People are naturally curious, especially so toward animals, but context and relatable, meaningful information are often needed to match that curiosity. How might those in the fields of heritage interpretation or science communication provide the casual viewer with a more meaningful experience? Here are a few of the strategies that I found successful with a short video about a fat bear.
Anticipate what a person with no context of the place or subject might need to know. The universe is a big place. Put yourself in the mindset of someone who does not have your experience or background. Although people relate to brown bears easily and on many levels (they definitely love a chonky bear), the natural history and ecology of these animals are not universally or even well known. I soon realized my modest video description was inadequate. Viewers were drawing conclusions and asking questions that I had not anticipated. They wanted to know more.
Get to know the demographics of your audience. If you read this blog regularly, you’re familiar with the bearcams in Katmai National Park. While the bearcams are extremely popular, receiving tens of millions of views each year, explore.org’s webcam analytics document that the bearcam audience skews heavily toward the female gender and adults over the age of 45. Analytics on Giant Fat Bear at Brooks Falls, however, are much different. Viewers are typically 18 – 35 years old and overwhelming male.
That audience will likely react to and evaluate information differently than the typical bearcam commenter. And, they are relating to different things in the bear world. Knowing that, I might respond to questions and comments on the video in ways that I wouldn’t during a live chat on the bearcams.
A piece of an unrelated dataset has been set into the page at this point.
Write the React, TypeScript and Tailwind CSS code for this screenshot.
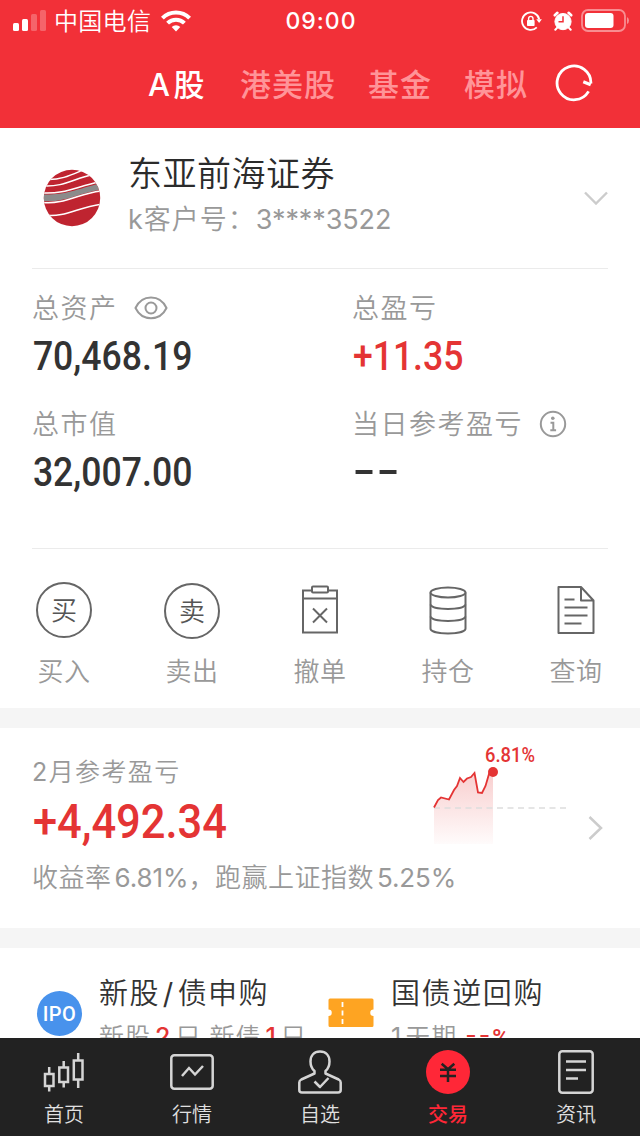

If a video generates a lot of similar questions or leads people to make assumptions, write an FAQ to address those and then put it some place obvious. When the views on Giant Fat Bear at Brooks Falls began to skyrocket, I took mental notes on the questions it generated to see if there was a pattern, while keeping in mind that the internet is a big place where people from all over the world can access the video. In addition to the questions people were asking, the number of comments prompted me to consider how I could provide further context. I identified three questions originally, wrote concise answers for them, and pinned the FAQ to the top of the video comments.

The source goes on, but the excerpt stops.